Daisuke Obana’s 20th New York Fashion Week show exemplified what he has been praised for in the past — cool sophistication. The Fall collection had a streamlined approach to a world where streetwear increasingly meets high fashion. Classic trousers were paired with nylon puffer coats, cropped velvet pants paired with windbreakers and obscenely large scarves paired with sweatsuit like co-ords. Hardly a single item strayed from the gray and black color palette, differing greatly from last season’s heavy emphasis on the British iconoclastic use of tartan.
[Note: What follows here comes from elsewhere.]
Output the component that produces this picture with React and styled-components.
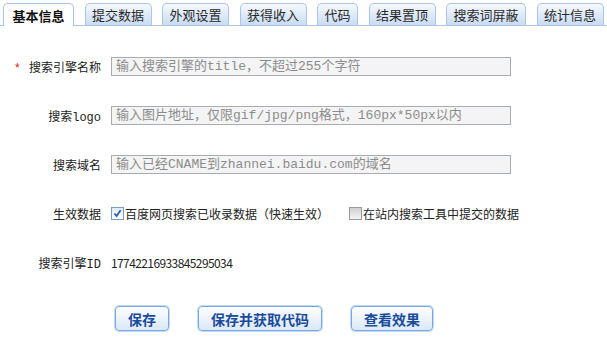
import React from "react";
import styled, { createGlobalStyle } from "styled-components";

const GlobalStyle = createGlobalStyle`
    body {
        margin: 0;
        background: #fff;
        font-family: "Noto Sans CJK SC", sans-serif;
        color: #333;
    }
`;

const tabs = ["基本信息", "提交数据", "外观设置", "获得收入", "代码", "结果置顶", "搜索词屏蔽", "统计信息"];

const CheckIcon = () => (
    <svg width="9" height="9" viewBox="0 0 9 9">
        <path d="M1.5 4.5 L3.6 7 L7.6 1.2" fill="none" stroke="#2a5fc1" strokeWidth="1.8" />
    </svg>
);

export default function App() {
    return (
        <Page>
            <GlobalStyle />
            <TabBar>
                {tabs.map((t, i) => (
                    <Tab key={t} active={i === 0}>{t}</Tab>
                ))}
            </TabBar>
            <Form>
                <Label><Star>*</Star>搜索引擎名称</Label>
                <Field placeholder="输入搜索引擎的title，不超过255个字符" />

                <Label>搜索logo</Label>
                <Field placeholder="输入图片地址，仅限gif/jpg/png格式，160px*50px以内" />

                <Label>搜索域名</Label>
                <Field placeholder="输入已经CNAME到zhannei.baidu.com的域名" />

                <Label>生效数据</Label>
                <Checks>
                    <CheckItem>
                        <Box checked><CheckIcon /></Box>
                        百度网页搜索已收录数据（快速生效）
                    </CheckItem>
                    <CheckItem>
                        <Box />
                        在站内搜索工具中提交的数据
                    </CheckItem>
                </Checks>

                <Label>搜索引擎ID</Label>
                <IdValue>17742216933845295034</IdValue>
            </Form>
            <Buttons>
                <Button>保存</Button>
                <Button>保存并获取代码</Button>
                <Button>查看效果</Button>
            </Buttons>
        </Page>
    );
}

const Page = styled.div`
    width: 607px;
    height: 356px;
    overflow: hidden;
`;

const TabBar = styled.div`
    display: flex;
    align-items: flex-end;
    gap: 10.5px;
    padding: 3px 0 0 3px;
    height: 22px;
    border-bottom: 1px solid #a9c6e8;
`;

const Tab = styled.div`
    display: flex;
    align-items: center;
    justify-content: center;
    box-sizing: border-box;
    height: ${(props) => (props.active ? "23px" : "22px")};
    margin-bottom: ${(props) => (props.active ? "-1px" : "0")};
    padding: ${(props) => (props.active ? "0 8.5px" : "0 6.5px")};
    border: 1px solid #a9c6e8;
    border-bottom: none;
    border-radius: 5px 5px 0 0;
    background: ${(props) => (props.active ? "#fff" : "linear-gradient(#f6f9fe, #c9dcf3)")};
    font-size: 13px;
    font-weight: ${(props) => (props.active ? "bold" : "normal")};
    color: ${(props) => (props.active ? "#111" : "#2a2a2a")};
    white-space: nowrap;
`;

const Form = styled.div`
    display: grid;
    grid-template-columns: 101px 400px;
    grid-auto-rows: 19px;
    column-gap: 10px;
    row-gap: 30px;
    align-items: center;
    padding-top: 31px;
`;

const Label = styled.div`
    text-align: right;
    font-family: "Liberation Mono", "Noto Sans CJK SC", monospace;
    font-size: 12px;
    color: #222;
    white-space: nowrap;
`;

const Star = styled.span`
    color: #e02020;
    margin-right: 8px;
`;

const Field = styled.input`
    box-sizing: border-box;
    width: 100%;
    height: 19px;
    padding: 0 4px;
    border: 1px solid #a8adb3;
    background: #f4f4f4;
    font-family: "Liberation Mono", "Noto Sans CJK SC", monospace;
    font-size: 13px;
    outline: none;
    &::placeholder {
        color: #8c8c8c;
    }
`;

const Checks = styled.div`
    display: flex;
    align-items: center;
    gap: 20px;
    white-space: nowrap;
`;

const CheckItem = styled.label`
    display: flex;
    align-items: center;
    gap: 1px;
    font-size: 12px;
    color: #222;
`;

const Box = styled.span`
    display: inline-flex;
    align-items: center;
    justify-content: center;
    box-sizing: border-box;
    width: 13px;
    height: 13px;
    border: 1px solid ${(props) => (props.checked ? "#7b9cc4" : "#9a9a9a")};
    background: ${(props) =>
        props.checked ? "linear-gradient(#e3ecf7, #fff)" : "linear-gradient(#cfcfcf, #f4f4f4)"};
`;

const IdValue = styled.div`
    font-size: 12px;
    letter-spacing: -0.6px;
    color: #222;
`;

const Buttons = styled.div`
    display: flex;
    gap: 29px;
    padding: 34px 0 0 115px;
`;

const Button = styled.button`
    height: 25px;
    padding: 0 12px;
    border: 1px solid #79a9e3;
    border-radius: 4px;
    box-shadow: 0 0 0 1px #c4dbf6;
    background: linear-gradient(#ffffff, #d9e8f8);
    font-family: "Noto Sans CJK SC", sans-serif;
    font-size: 14px;
    font-weight: bold;
    color: #1b4c9c;
    cursor: pointer;
`;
Silhouettes of the outerwear ranged mostly on the loose-fitting (yet far from whimsical) side. Models sported billowy dusters and boxy hoodies, all in line with the high-street wear feel of the collection. One particular knitwear look, perhaps alone in its kind, strayed from the utility style of the other pieces and even sported subtle hues of blue and green against the monotone landscape. Necklines varied greatly from plunging v-necks of jackets to the classic black turtleneck.
Besides the hard-to-miss oversized knit scarves, the singular accessory showcased was a top-handle travel bag, the icing on the cake of a utility-heavy collection.
Once Obana took his final bow, a roar of applause was heard throughout the room, when both he and the cellist bowed side by side, once again proving that art and fashion go hand in hand at an N. Hoolywood show.